Les idoles de Tangut


Après avoir chevauché trente jours dans ce désert, on atteint une cité qui est appelée Saciou[1] et qui est au grand Khan. La province s’appelle Tangut[2]. Elle est peuplée d’idolâtres : on y trouve quelques chrétiens nestoriens et quelques musulmans. Il y a là force abbayes et monastères emplis d’idoles variées que les indigènes entourent de respect et de dévotion.

Tous ceux qui ont des enfants élèvent un mouton consacré à un dieu.

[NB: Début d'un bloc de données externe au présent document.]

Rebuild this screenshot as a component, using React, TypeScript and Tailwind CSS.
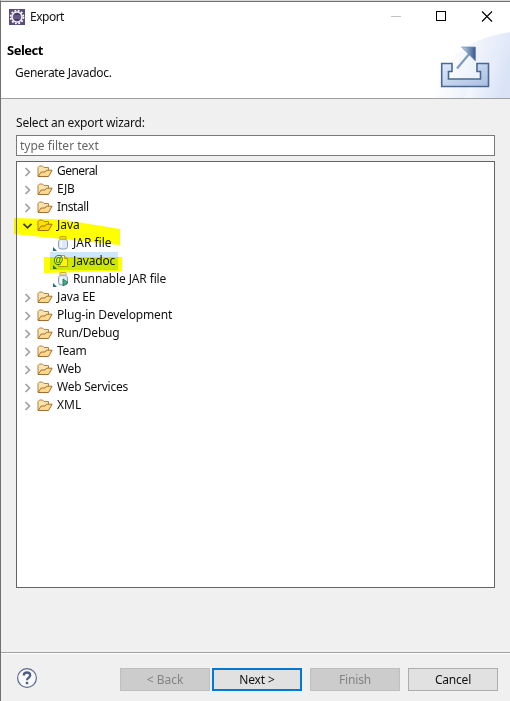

Au nouvel an ou à la fête du dieu, ils sacrifient l’animal et le mangent avec leurs enfants devant l’idole. Puis ils font cuire d’autres moutons qu’ils apportent en grande pompe aux pieds du dieu. Ils les y laissent, pendant qu’ils prient pour attirer sur leurs enfants, sa protection. Ils prétendent que l’idole mange la substance de la chair. Après quoi, prenant les moutons, ils les remportent chez eux, et en font un grand festin avec leurs parents. Après avoir mangé la chair, ils recueillent les os et les serrent bien soigneusement dans un meuble.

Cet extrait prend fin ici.